My name is Kate Ingram. I am a doctoral student at UC Davis who is passionate about conservation biology and society. My current research is on bats as predators of crop pests in the Central Valley: a project which belies my desire to serve society through science. As most folks know, bats eat bugs, and lots of bugs eat crops. So my question is: do bats save farmers money by eating the bugs that eat their crops? I am working with collaborators from the UC Center for Environmental Policy and Behavior, UC Cooperative Extension, and the USDA to find out just that! That being said, the opinions and views expressed in this blog are mine and mine alone.

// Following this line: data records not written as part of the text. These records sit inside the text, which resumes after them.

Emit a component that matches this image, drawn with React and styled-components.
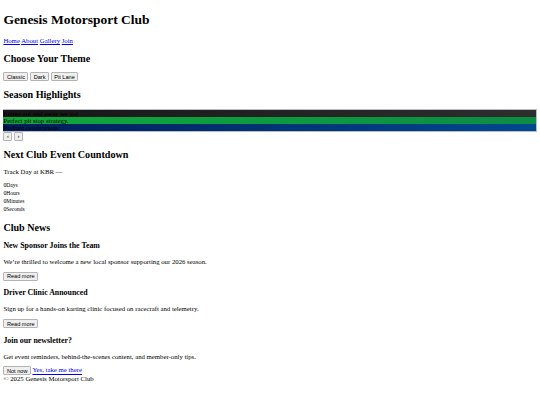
import React from "react";
import styled, { createGlobalStyle } from "styled-components";

const S = 0.421875;
const px = (v) => `${(v * S).toFixed(3)}px`;

const Global = createGlobalStyle`
  body {
    margin: ${px(8)};
    font-family: "Liberation Serif", "Times New Roman", serif;
    font-size: ${px(16)};
    color: #000;
    background: #fff;
  }
`;

const Title = styled.h1`
  font-family: "Liberation Serif", "Times New Roman", serif;
  font-size: ${px(32)};
  font-weight: bold;
  margin: ${px(21.44)} 0;
`;

const Nav = styled.nav`
  display: block;
`;

const Link = styled.a`
  color: #0000ee;
  text-decoration: underline;
`;

const H2 = styled.h2`
  font-size: ${px(24)};
  margin: ${px(19.92)} 0;
`;

const H3 = styled.h3`
  font-size: ${px(18.72)};
  margin: ${px(18.72)} 0;
`;

const P = styled.p`
  margin: ${px(16)} 0;
`;

const Btn = styled.button`
  font-family: "Liberation Sans", Arial, sans-serif;
  font-size: ${px(13.333)};
  padding: ${px(1)} ${px(6)};
  border: 1px solid #b4b4b4;
  border-radius: 1px;
  background: #efefef;
  color: #000;
  margin: 0;
  vertical-align: baseline;
`;

const Slider = styled.div`
  border: 1px solid #b9bcc4;
  border-left: none;
`;

const Slide = styled.div`
  background: ${(p) => p.$bg};
  color: #000;
  white-space: nowrap;
  overflow: hidden;
`;

const Count = styled.div`
  font-size: ${px(14)};
  line-height: ${px(18.4)};
`;

const Label = styled.span`
  font-size: ${px(13)};
`;

const slides = [
  { t: "Lights out and away we go!", bg: "linear-gradient(90deg,#161616,#2e2e2e)" },
  { t: "Perfect pit stop strategy.", bg: "linear-gradient(90deg,#10a83a,#0b8c44)" },
  { t: "Podium celebrations.", bg: "linear-gradient(90deg,#001e5a,#00488e)" },
];

export default function App() {
  return (
    <>
      <Global />
      <header>
        <Title>Genesis Motorsport Club</Title>
        <Nav>
          <Link href="#">Home</Link> <Link href="#">About</Link>{" "}
          <Link href="#">Gallery</Link> <Link href="#">Join</Link>
        </Nav>
      </header>
      <section>
        <H2>Choose Your Theme</H2>
        <div>
          <Btn>Classic</Btn> <Btn>Dark</Btn> <Btn>Pit Lane</Btn>
        </div>
      </section>
      <section>
        <H2>Season Highlights</H2>
        <Slider>
          {slides.map((s) => (
            <Slide key={s.t} $bg={s.bg}>{s.t}</Slide>
          ))}
        </Slider>
        <div>
          <Btn>‹</Btn> <Btn>›</Btn>
        </div>
      </section>
      <section>
        <H2>Next Club Event Countdown</H2>
        <P>Track Day at KBR —</P>
        {["Days", "Hours", "Minutes", "Seconds"].map((l) => (
          <Count key={l}>0<Label>{l}</Label></Count>
        ))}
      </section>
      <section>
        <H2>Club News</H2>
        <article>
          <H3>New Sponsor Joins the Team</H3>
          <P>We’re thrilled to welcome a new local sponsor supporting our 2026 season.</P>
          <Btn>Read more</Btn>
        </article>
        <article>
          <H3>Driver Clinic Announced</H3>
          <P>Sign up for a hands-on karting clinic focused on racecraft and telemetry.</P>
          <Btn>Read more</Btn>
        </article>
      </section>
      <section>
        <H3>Join our newsletter?</H3>
        <P>Get event reminders, behind-the-scenes content, and member-only tips.</P>
        <div>
          <Btn>Not now</Btn> <Link href="#">Yes, take me there</Link>
        </div>
      </section>
      <footer>© 2025 Genesis Motorsport Club</footer>
    </>
  );
}
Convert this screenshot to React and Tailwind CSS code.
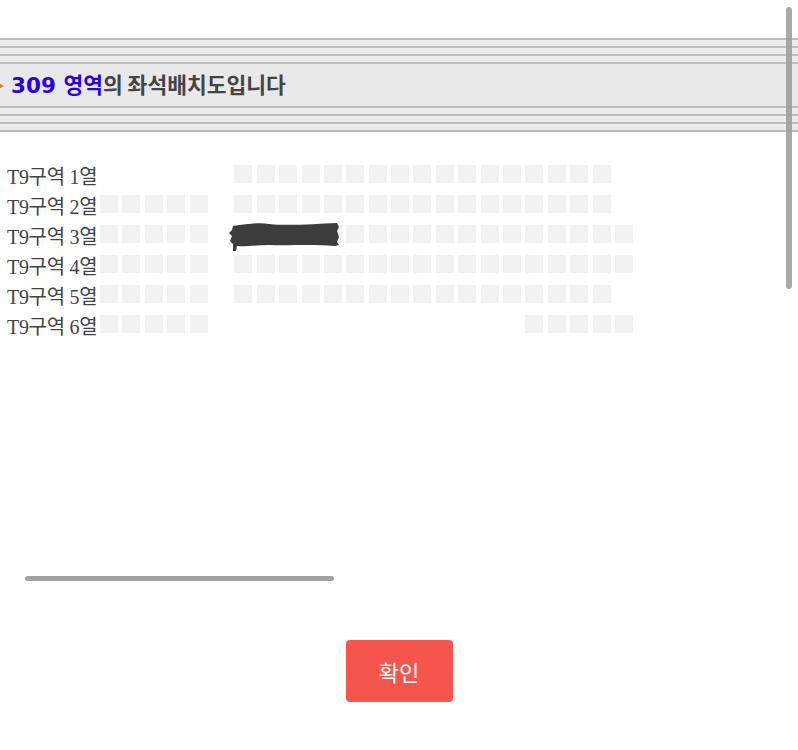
import React from "react";

const rows = [
  { label: "T9구역 1열", left: 0, right: [6, 22] },
  { label: "T9구역 2열", left: 5, right: [6, 22] },
  { label: "T9구역 3열", left: 5, right: [6, 23], hidden: true },
  { label: "T9구역 4열", left: 5, right: [6, 23] },
  { label: "T9구역 5열", left: 5, right: [6, 22] },
  { label: "T9구역 6열", left: 5, right: [19, 23] },
];

const Stripes = () => (
  <div className="flex flex-col">
    <div className="h-[2px] bg-[#bcbcbc]" />
    <div className="h-[6px]" />
    <div className="h-[2px] bg-[#bcbcbc]" />
    <div className="h-[6px]" />
    <div className="h-[2px] bg-[#bcbcbc]" />
    <div className="h-[6px]" />
    <div className="h-[2px] bg-[#bcbcbc]" />
  </div>
);

const SeatRow = ({ row }) => {
  const cells = [];
  for (let i = 0; i < 24; i++) {
    const on = i < row.left || (i >= row.right[0] && i <= row.right[1]);
    cells.push(
      <div
        key={i}
        className={`w-[18px] h-[18px] ${on ? "bg-[#f2f2f2]" : ""}`}
      />
    );
  }
  return (
    <div className="flex h-[30px] items-start">
      <div className="w-[100px] pl-[7px] leading-[30px] text-[20px] tracking-[-0.3px] text-[#444] whitespace-nowrap font-['Liberation_Serif','Noto_Sans_CJK_KR',serif]">
        {row.label}
      </div>
      <div className="relative mt-[3px] grid grid-cols-[repeat(24,18px)] gap-x-[4.4px]">
        {cells}
        {row.hidden && (
          <svg
            className="absolute left-[129px] top-[-4px]"
            width="112"
            height="30"
            viewBox="0 0 112 30"
          >
            <path
              d="M4 5 C20 3 30 1 40 3 C60 5 85 3 108 2 L110 6 L108 10 L110 16 L108 21 L110 24 L106 25 C80 23 60 25 40 24 C28 24 16 26 8 25 L7 30 L4 30 L4 23 L1 20 L3 15 L0 12 L3 9 Z"
              fill="#3c3c3c"
            />
          </svg>
        )}
      </div>
    </div>
  );
};

const App = () => {
  return (
    <div className="relative w-[798px] h-[750px] bg-white overflow-hidden">
      {/* header band */}
      <div className="mt-[38px] bg-[#ebebeb] flex flex-col">
        <Stripes />
        <div className="h-[42px] flex items-center bg-[#e9e9e9] relative">
          <svg className="absolute left-[-3px] top-[18px]" width="8" height="8" viewBox="0 0 8 8">
            <path d="M0 0 L7 4 L0 8 Z" fill="#f07a1a" />
          </svg>
          <div className="pl-[11px] text-[21.5px] whitespace-nowrap font-['DejaVu_Sans','Noto_Sans_CJK_KR',sans-serif]">
            <span className="text-[#2a00e6] font-bold">309 </span>
            <span className="text-[#2a00e6] font-semibold font-['Noto_Sans_CJK_KR',sans-serif]">영역</span>
            <span className="text-[#444] font-semibold font-['Noto_Sans_CJK_KR',sans-serif]">의 좌석배치도입니다</span>
          </div>
        </div>
        <Stripes />
      </div>

      {/* seat map */}
      <div className="mt-[30px] flex flex-col">
        {rows.map((r) => (
          <SeatRow key={r.label} row={r} />
        ))}
      </div>

      {/* confirm */}
      <div className="mt-[298px] flex justify-center">
        <button className="w-[107px] h-[62px] rounded-[4px] bg-[#f5554c] text-white text-[22px] font-['Noto_Sans_CJK_KR',sans-serif]">
          확인
        </button>
      </div>

      {/* overlay scrollbars */}
      <div className="absolute left-[25px] top-[576px] w-[309px] h-[5px] rounded-full bg-[#a2a2a2]" />
      <div className="absolute left-[786px] top-[7px] w-[6px] h-[282px] rounded-full bg-[#9e9e9e]/90" />
    </div>
  );
};

export default App;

On another tangent ... I also firmly believe that art and science are two sides of the same coin. I am a painter and derive much of my wonder for the world from observation. Likewise, observation is the most basic building block of science.
Finally, and most importantly, I love sharing my passion for the living world with others! It is my hope that my dedication to a lifetime of learning can produce meaningful insight for farmers, politicians, fellow biologists, students, and all curious members of the human melange. Welcome to my blog about these loves of my life: art, science, and bats!